La campagna elettorale repubblicana negli Usa si gioca anche sui confini meridionali del Paese.

Donald Trump, pochi giorni fa durante l’incontro con il presidente messicano Enrique Pena Neto, è tornato a parlare del muro che vuole innalzare al confine con il Messico (oltre a quelli che già ci sono) dichiarando che saranno proprio i vicini a pagarne le spese (anche se non sono chiari i termini della “spesa”).
Neto, con un tweet molto chiaro, ha negato che Città del Messico sborserà i quattrini.
Come sempre c’è chi vuole erigere un muro e chi, invece, quel muro vorrebbe scavalcarlo per sfuggire alla miseria o alla persecuzione.
Di recente sono stato alla mostra fotografica de L’Espresso a Palazzo Reale a Milano dove c’è una sezione dedicata proprio ai confini militarizzati. Tante le foto e tanti i nomi di fotoreporter che hanno pubblicato i propri lavori sulla testata. Tra tutte le foto ce n’è una che mi ha colpito.

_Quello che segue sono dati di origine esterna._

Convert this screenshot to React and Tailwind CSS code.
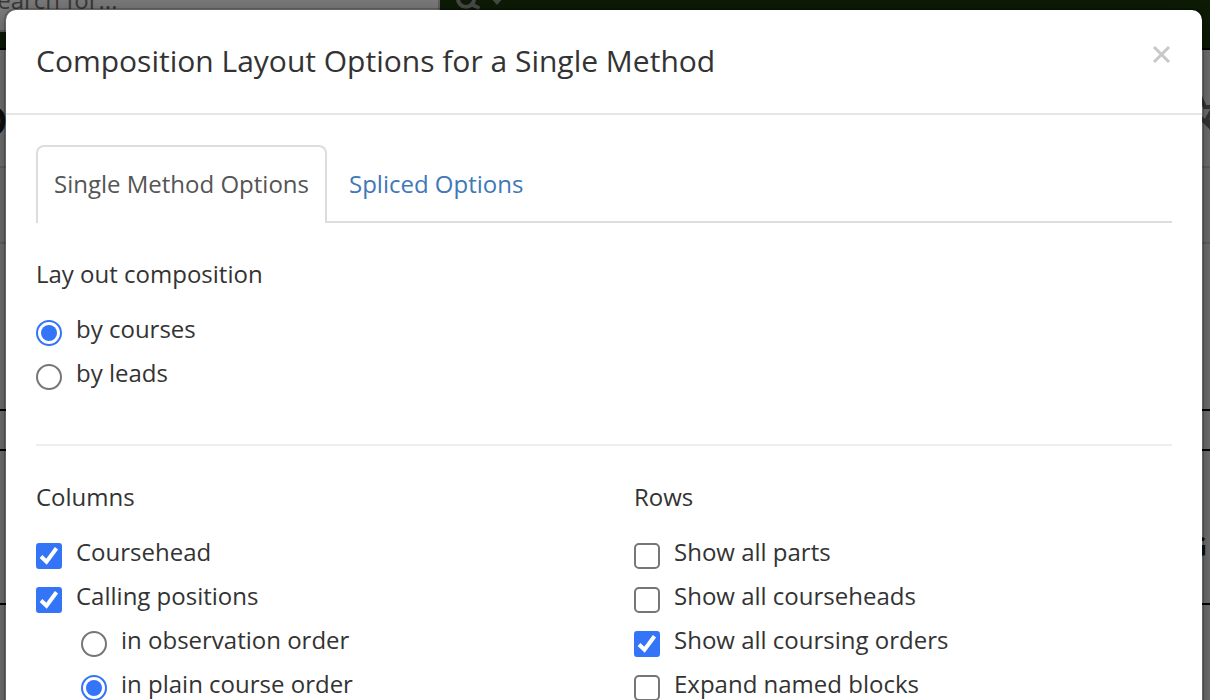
import React, { useState } from 'react'

const COLUMN_OPTIONS = [
    { id: 'coursehead', label: 'Coursehead', checked: true },
    { id: 'calling', label: 'Calling positions', checked: true }
]

const ORDER_OPTIONS = [
    { id: 'observation', label: 'in observation order' },
    { id: 'plain', label: 'in plain course order' }
]

const ROW_OPTIONS = [
    { id: 'parts', label: 'Show all parts' },
    { id: 'courseheads', label: 'Show all courseheads' },
    { id: 'orders', label: 'Show all coursing orders', checked: true },
    { id: 'blocks', label: 'Expand named blocks' }
]

function Checkbox({ id, label, checked }) {
    return (
        <div className="flex h-11 items-start gap-[14px]">
            <div className="relative mt-2 h-[26px] w-[26px] shrink-0">
                <input id={id} type="checkbox" defaultChecked={checked} className="peer block h-[26px] w-[26px] appearance-none rounded-[5px] border-2 border-[#767676] bg-white checked:rounded-[3px] checked:border-[#3375f6] checked:bg-[#3375f6]" />
                <svg viewBox="0 0 26 26" className="pointer-events-none absolute inset-0 hidden peer-checked:block" fill="none" stroke="#fff" strokeWidth="4">
                    <path d="M5 13.5 L10.5 18.8 L20.5 5.2" />
                </svg>
            </div>
            <label htmlFor={id}>{label}</label>
        </div>
    )
}

function Radio({ id, name, label, value, onChange }) {
    return (
        <div className="flex h-11 items-start gap-[14px]">
            <div className="relative mt-2 h-[26px] w-[26px] shrink-0">
                <input id={id} type="radio" name={name} checked={value === id} onChange={() => onChange(id)} className="peer block h-[26px] w-[26px] appearance-none rounded-full border-2 border-[#767676] bg-white checked:border-[#3375f6]" />
                <span className="pointer-events-none absolute inset-[5px] hidden rounded-full bg-[#3375f6] peer-checked:block"></span>
            </div>
            <label htmlFor={id}>{label}</label>
        </div>
    )
}

// The page behind the dialog
function PageBehind() {
    return (
        <div className="h-full overflow-hidden bg-white">
            <header className="flex h-[50px] items-end overflow-hidden border-b-2 border-black bg-[#1a380c] pb-[16px]">
                <input type="text" aria-label="Search" placeholder="Search for..." className="-ml-[30px] h-[66px] w-[470px] shrink-0 border-2 border-[#ccc] bg-white pl-3 text-[24px] placeholder:text-[#777]" />
                <button type="button" aria-label="Search options" className="ml-[14px] flex h-[62px] shrink-0 items-center gap-2 text-[#999]">
                    <svg width="28" height="28" viewBox="0 0 28 28" fill="none" stroke="currentColor" strokeWidth="4">
                        <circle cx="12" cy="12" r="8" />
                        <path d="M17.500 17.500 L24 20.500" strokeLinecap="round" />
                    </svg>
                    <svg width="14" height="14" viewBox="0 0 14 14" fill="currentColor">
                        <path d="M0 3 L14 3 L7 11 Z" />
                    </svg>
                </button>
            </header>
            <div className="flex h-[118px] items-center justify-between border-b-2 border-[#ddd]">
                <span className="-ml-[23px] pt-6 text-[42px] leading-none font-semibold text-[#222]">D</span>
                <svg width="48" height="48" viewBox="0 0 48 48" className="-mr-[38px] shrink-0" fill="none" stroke="#777" strokeWidth="4">
                    <path d="M-1 10 L5 23 L20 23 M12 26 L7 35 L14 45 M-1 32 L12 45" />
                </svg>
            </div>
            <div className="h-[76px] border-b-2 border-[#ddd] bg-[#f8f8f8]"></div>
            <div className="h-[167px] border-b-2 border-black"></div>
            <div className="h-10 border-b-2 border-black"></div>
            <div className="flex h-[154px] items-end justify-end border-b-2 border-black pr-[3px] pb-[44px] text-[26px] leading-[26px] font-bold text-[#222]">G</div>
        </div>
    )
}

export default function App() {
    const [tab, setTab] = useState('single')
    const [layout, setLayout] = useState('courses')
    const [order, setOrder] = useState('plain')

    return (
        <div className="relative h-screen overflow-hidden font-['Open_Sans',sans-serif] text-[24px] leading-[34px] text-[#333]">
            <PageBehind />
            <div className="absolute inset-0 overflow-hidden bg-black/50 pt-2 pr-[6px] pl-1">
                <div role="dialog" aria-labelledby="dialog-title" className="min-h-[1000px] rounded-[12px] border-2 border-black/20 bg-white bg-clip-padding shadow-[0_10px_30px_rgba(0,0,0,0.5)]">
                    <div className="flex items-start justify-between border-b-2 border-[#e5e5e5] px-[30px] pt-[30px] pb-[31px]">
                        <h4 id="dialog-title" className="text-[30px] leading-[42px]">Composition Layout Options for a Single Method</h4>
                        <button type="button" aria-label="Close" className="mt-[4px] text-[#c8c8c8]">
                            <svg width="21" height="21" viewBox="0 0 21 21" fill="none" stroke="currentColor" strokeWidth="3">
                                <path d="M3 3 L18 18 M18 3 L3 18" />
                            </svg>
                        </button>
                    </div>
                    <div className="p-[30px]">
                        <div role="tablist" className="flex border-b-2 border-[#ddd]">
                            <button type="button" role="tab" aria-selected={tab === 'single'} onClick={() => setTab('single')} className="-mb-[2px] rounded-t-[8px] border-2 border-b-0 border-[#ddd] bg-white px-4 pt-5 pb-[22px] text-[#555]">Single Method Options</button>
                            <button type="button" role="tab" aria-selected={tab === 'spliced'} onClick={() => setTab('spliced')} className="px-[22px] pt-[22px] pb-5 text-[#4078b8]">Spliced Options</button>
                        </div>

                        <fieldset className="mt-[34px]">
                            <legend className="mb-[21px]">Lay out composition</legend>
                            <Radio id="courses" name="layout" label="by courses" value={layout} onChange={setLayout} />
                            <Radio id="leads" name="layout" label="by leads" value={layout} onChange={setLayout} />
                        </fieldset>

                        <hr className="mt-[44px] border-t-2 border-[#eee]" />

                        <div className="mt-[34px] grid grid-cols-2 gap-[60px]">
                            <fieldset>
                                <legend className="mb-[21px]">Columns</legend>
                                {COLUMN_OPTIONS.map(o => <Checkbox key={o.id} {...o} />)}
                                <div className="pl-[45px]">
                                    {ORDER_OPTIONS.map(o => <Radio key={o.id} {...o} name="order" value={order} onChange={setOrder} />)}
                                </div>
                            </fieldset>
                            <fieldset>
                                <legend className="mb-[21px]">Rows</legend>
                                {ROW_OPTIONS.map(o => <Checkbox key={o.id} {...o} />)}
                            </fieldset>
                        </div>
                    </div>
                </div>
            </div>
        </div>
    )
}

La foto è stata scattata nel 1963 da Ian Berry e mostra due fratelli berlinesi che si rincontrano dopo essere stati separati dal muro per due anni. Una scena toccante che esprime in un flash cosa significa oltrepassare un confine “impossibile” e riabbracciarsi dopo tanto tempo. Famiglie intere di migranti, oggi, sperano di essere fotografate così.
La politica di confine, nel mondo, può essere riassunta così, con due semplici scatti.
A sinistra la foto vincitrice del World Press Photo 2016 di Warren Richardson a destra quella di Berry. Richardson (ne ho già parlato qui) descrive la disperazione di un padre che deve salvare il figlio e devo farlo passare attraverso il filo spinato. Dall’altra la felicità dei due fratelli di Berry.